Hue: The Former Imperial Capital of the Nguyen Dynasty

Hue: The Former Imperial Capital of the Nguyen Dynasty

While Hue doesn't have a whole lot, we were lucky to meet some Vietnamese students who showed us around.

While Hue doesn’t have a whole lot, we were lucky to meet some Vietnamese students who showed us around.

If our open bus ticket hadn’t stopped in Hue, we probably wouldn’t have visited the city. But after a long 19 hour journey, we decided to stop for one day and take the bus the following day to more famous Hoi An.

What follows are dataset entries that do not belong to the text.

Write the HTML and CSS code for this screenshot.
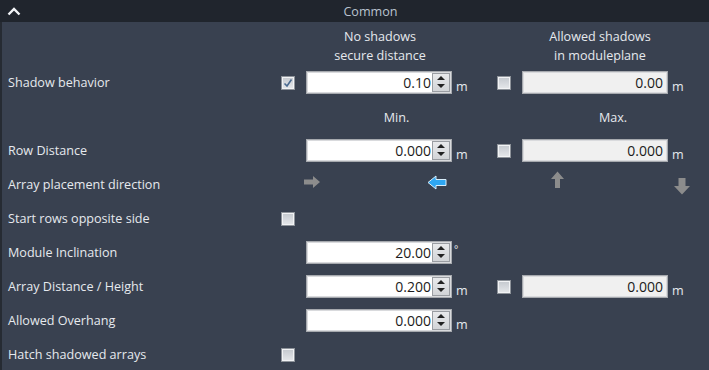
FILE: index.html
```html
<!DOCTYPE html>
<html lang="en">
<head>
    <meta charset="UTF-8">
    <title>Common</title>
    <link rel="stylesheet" href="styles.css">
</head>
<body>
    <div class="panel">
        <div class="panel-header">
            <svg class="chevron" width="14" height="9" viewBox="0 0 14 9"><path d="M1.5 7.5 L7 2 L12.5 7.5" fill="none" stroke="#f2f4f7" stroke-width="2.4"/></svg>
            <span class="title">Common</span>
        </div>

        <div class="panel-body">
            <div class="row head-row">
                <span></span><span></span>
                <div class="col-title">No shadows<br>secure distance</div>
                <span></span><span></span>
                <div class="col-title right">Allowed shadows<br>in moduleplane</div>
            </div>

            <div class="row">
                <label>Shadow behavior</label>
                <span class="check checked"><svg width="10" height="10" viewBox="0 0 10 10"><path d="M1.5 5.5 L4 8 L8.5 1.5" fill="none" stroke="#4a6a90" stroke-width="1.6"/></svg></span>
                <div class="spin"><span class="val">0.10</span><span class="arrows"><i class="up"></i><i class="down"></i></span></div>
                <span class="unit">m</span>
                <span class="check"></span>
                <div class="spin disabled"><span class="val">0.00</span></div>
                <span class="unit">m</span>
            </div>

            <div class="row">
                <span></span><span></span>
                <div class="sub-title">Min.</div>
                <div class="sub-title right">Max.</div>
            </div>

            <div class="row">
                <label>Row Distance</label>
                <span></span>
                <div class="spin"><span class="val">0.000</span><span class="arrows"><i class="up"></i><i class="down"></i></span></div>
                <span class="unit">m</span>
                <span class="check"></span>
                <div class="spin disabled"><span class="val">0.000</span></div>
                <span class="unit">m</span>
            </div>

            <div class="row">
                <label>Array placement direction</label>
                <span></span>
                <div class="directions">
                    <svg class="dir right-dir" width="17" height="12" viewBox="0 0 17 12"><path d="M0 3.5 H9 V0 L16 6 L9 12 V8.5 H0 Z" fill="#8c8c8c"/></svg>
                    <svg class="dir left-dir" width="20" height="15" viewBox="0 0 20 15"><path d="M19 4.5 H9 V1 L1 7.5 L9 14 V10.5 H19 Z" fill="#2ea6f2" stroke="#d8eefc" stroke-width="1"/></svg>
                    <svg class="dir up-dir" width="13" height="17" viewBox="0 0 13 17"><path d="M4 17 V8 H0 L6.5 0.5 L13 8 H9 V17 Z" fill="#8c8c8c"/></svg>
                    <svg class="dir down-dir" width="16" height="17" viewBox="0 0 16 17"><path d="M4.5 0 V8 H0 L8 16.5 L16 8 H11.5 V0 Z" fill="#8c8c8c"/></svg>
                </div>
            </div>

            <div class="row">
                <label>Start rows opposite side</label>
                <span class="check"></span>
            </div>

            <div class="row">
                <label>Module Inclination</label>
                <span></span>
                <div class="spin"><span class="val">20.00</span><span class="arrows"><i class="up"></i><i class="down"></i></span></div>
                <span class="unit deg">&deg;</span>
            </div>

            <div class="row">
                <label>Array Distance / Height</label>
                <span></span>
                <div class="spin"><span class="val">0.200</span><span class="arrows"><i class="up"></i><i class="down"></i></span></div>
                <span class="unit">m</span>
                <span class="check"></span>
                <div class="spin disabled"><span class="val">0.000</span></div>
                <span class="unit">m</span>
            </div>

            <div class="row">
                <label>Allowed Overhang</label>
                <span></span>
                <div class="spin"><span class="val">0.000</span><span class="arrows"><i class="up"></i><i class="down"></i></span></div>
                <span class="unit">m</span>
            </div>

            <div class="row">
                <label>Hatch shadowed arrays</label>
                <span class="check"></span>
            </div>
        </div>
    </div>
</body>
</html>
```

FILE: styles.css
```css
body {
    margin: 0;
    background-color: #394150;
    font-family: "Open Sans", "Noto Sans", sans-serif;
    font-size: 12.6px;
    color: #e6e9ee;
}
.panel {
    width: 709px;
    height: 370px;
    overflow: hidden;
}
.panel-header {
    height: 22px;
    background-color: #20252d;
    display: flex;
    align-items: center;
    position: relative;
}
.chevron {
    margin-left: 7px;
}
.title {
    position: absolute;
    left: 0;
    right: 0;
    top: 3px;
    text-align: center;
    color: #b9c3cf;
    font-size: 12.6px;
    padding-left: 32px;
    pointer-events: none;
}
.panel-body {
    border-left: 2px solid #262b33;
    padding-left: 6px;
    height: 348px;
}
.row {
    display: grid;
    grid-template-columns: 273px 25px 146px 45px 25px 146px 1fr;
    height: 34px;
    align-items: center;
}
.head-row {
    height: 43px;
    align-items: end;
    padding-bottom: 0;
    box-sizing: border-box;
}
.col-title {
    text-align: center;
    line-height: 19px;
    margin-left: 2px;
}
.col-title.right {
    margin-left: 10px;
}
.sub-title {
    grid-column: 3 / span 2;
    text-align: center;
    padding-right: 10px;
    padding-top: 2px;
}
.sub-title.right {
    grid-column: 5 / span 3;
    padding-right: 0;
    padding-left: 16px;
    margin-right: -4px;
}
.check {
    width: 14px;
    height: 14px;
    box-sizing: border-box;
    border: 1px solid #8e939a;
    background: linear-gradient(#c4c8ce, #e6e8eb);
    box-shadow: inset 0 0 0 1px #f2f3f5;
    display: flex;
    align-items: center;
    justify-content: center;
    margin-top: 2px;
}
.spin {
    height: 23px;
    box-sizing: border-box;
    border: 1px solid #a6a9ae;
    box-shadow: inset 0 0 0 1px #d9dadd;
    background-color: #fff;
    display: flex;
    align-items: center;
    justify-content: flex-end;
    padding-right: 1px;
    color: #1b1b1b;
    font-size: 14px;
}
.spin.disabled {
    background-color: #f0f0f0;
    padding-right: 3px;
}
.val {
    padding-right: 1px;
}
.arrows {
    width: 18px;
    height: 19px;
    box-sizing: border-box;
    border: 1px solid #9a9da2;
    background: linear-gradient(#e8e9eb, #d2d4d7);
    display: flex;
    flex-direction: column;
    align-items: center;
    justify-content: space-around;
    padding: 1px 0;
}
.arrows i {
    width: 0;
    height: 0;
    border-left: 4px solid transparent;
    border-right: 4px solid transparent;
}
.arrows .up {
    border-bottom: 4px solid #222;
}
.arrows .down {
    border-top: 4px solid #222;
}
.arrows .up + .down {
    margin-top: 1px;
}
.unit {
    padding-left: 4px;
    padding-top: 8px;
    font-size: 12.6px;
}
.unit.deg {
    padding-top: 0;
    padding-bottom: 6px;
    padding-left: 2px;
    font-size: 10px;
}
.directions {
    grid-column: 3 / span 5;
    display: flex;
    align-items: center;
    height: 34px;
}
.dir {
    display: block;
}
.right-dir {
    margin-left: -2px;
    margin-top: -4px;
}
.left-dir {
    margin-left: 106px;
    margin-top: -4px;
}
.up-dir {
    margin-left: 104px;
    margin-top: -10px;
}
.down-dir {
    margin-left: 110px;
    margin-top: 4px;
}
```
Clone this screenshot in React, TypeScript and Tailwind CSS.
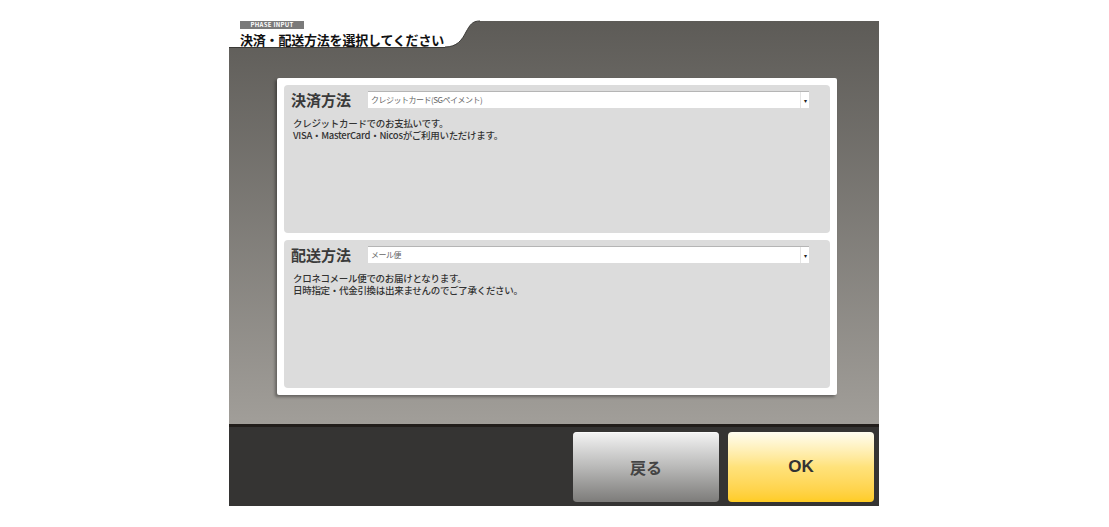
import React from 'react';

const FONT = { fontFamily: '"Noto Sans CJK JP", "Noto Sans", sans-serif' };

interface Section { label: string; value: string; lines: string[] }

const sections: Section[] = [
  {
    label: '決済方法',
    value: 'クレジットカード(SGペイメント)',
    lines: ['クレジットカードでのお支払いです。', 'VISA・MasterCard・Nicosがご利用いただけます。'],
  },
  {
    label: '配送方法',
    value: 'メール便',
    lines: ['クロネコメール便でのお届けとなります。', '日時指定・代金引換は出来ませんのでご了承ください。'],
  },
];

function Block({ s }: { s: Section }) {
  return (
    <div className="h-[148px] rounded-[4px] bg-[#dcdcdc] pl-[6px] pr-[21px] pt-[5px]">
      <div className="flex items-center h-[19px]">
        <div className="w-[78px] pl-[1px] text-[15px] font-bold leading-none text-[#3a3a3a]">{s.label}</div>
        <div className="flex-1 h-[17px] flex bg-white border-t border-[#b5b5b5]">
          <div className="flex-1 pl-[3px] text-[8px] leading-[15px] text-[#666] tracking-[-0.5px]">{s.value}</div>
          <div className="w-[9px] flex items-center justify-center border-l border-[#e4e4e4] text-[6px] text-[#222]">▾</div>
        </div>
      </div>
      <div className="mt-[8px] pl-[3px] text-[9.5px] font-medium leading-[12px] text-[#333] tracking-[-0.3px]">
        {s.lines.map((l) => (
          <div key={l}>{l}</div>
        ))}
      </div>
    </div>
  );
}

export default function App() {
  return (
    <div className="w-[1109px] h-[527px] bg-white overflow-hidden" style={FONT}>
      <div className="ml-[229px] w-[650px]">
        <div className="h-[424px] bg-linear-to-b from-[#5a5854] to-[#a19e99]">
          {/* header tab */}
          <div className="flex h-[48px]">
            <div className="w-[216px] bg-white pl-[11px] pt-[21px] border-b border-[#3a3936]">
              <div className="w-[64px] h-[8px] bg-[#7a7a7a] text-white text-[6px] leading-[8px] font-bold text-center tracking-[0.3px]">PHASE INPUT</div>
              <div className="mt-[3px] text-[13px] font-bold leading-[15px] text-[#111] tracking-[-0.2px]">決済・配送方法を選択してください</div>
            </div>
            <svg width="35" height="48" viewBox="0 0 35 48" className="block">
              <path d="M0 0 H35 V21 C27 21 25 25 21 32 C17 40 12 47 0 47 Z" fill="#fff" />
              <path d="M0 47 C12 47 17 40 21 32 C25 25 27 21 35 21" fill="none" stroke="#3a3936" strokeWidth="1" />
            </svg>
            <div className="flex-1">
              <div className="h-[21px] bg-white" />
            </div>
          </div>
          {/* form panel */}
          <div className="ml-[48px] mt-[30px] w-[560px] h-[317px] bg-white rounded-[2px] shadow-[-2px_2px_3px_rgba(0,0,0,0.35)] p-[7px] flex flex-col gap-[7px]">
            {sections.map((s) => (
              <Block key={s.label} s={s} />
            ))}
          </div>
        </div>
        {/* bottom bar */}
        <div className="h-[82px] bg-[#353433] border-t-[3px] border-[#221e1b] flex justify-end items-start pt-[5px] pr-[5px] gap-[9px]">
          <button className="w-[146px] h-[70px] rounded-[4px] bg-linear-to-b from-[#f4f4f4] via-[#b9b9b8] to-[#7d7c7a] text-[16px] font-bold text-[#444] shadow-[inset_0_1px_0_rgba(255,255,255,0.6)]">
            戻る
          </button>
          <button className="w-[146px] h-[70px] rounded-[4px] bg-linear-to-b from-[#fffdf0] via-[#ffe27a] to-[#ffcc22] text-[17px] font-bold text-[#333]" style={{ fontFamily: '"Liberation Sans", Arial, sans-serif' }}>
            OK
          </button>
        </div>
      </div>
    </div>
  );
}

We arrived in Hue at 2:30pm and found that the city seemed nice. The Huong (Perfume) River runs through it, dividing the new part from the old part. The new part is filled with hotels, restaurants, and a nice walkway along the river. The old part holds the walled city and the moat-surrounded Citadel where the Nguyen imperial family lived from the early 1800s to the mid-1900s. This part is also called the Purple Forbidden City, similar to Beijing’s Forbidden City.

With our guides for the day in front of the Perfume Pagoda.

With our guides for the day in front of the Perfume Pagoda.

Without too much to do in the afternoon, we walked to the riverwalk on the new city side. Just like in Hanoi, Vietnamese students trying to learn English came up to us and started a conversation. Since we didn’t have much else do to, we talked for close to an hour as the sun sat. We had mentioned to them that we were going to wake up early the next day and bike around the city to a few sights, and two of them offered to show us around the city so that they could have the chance to practice their English. Sounds like a win-win situation.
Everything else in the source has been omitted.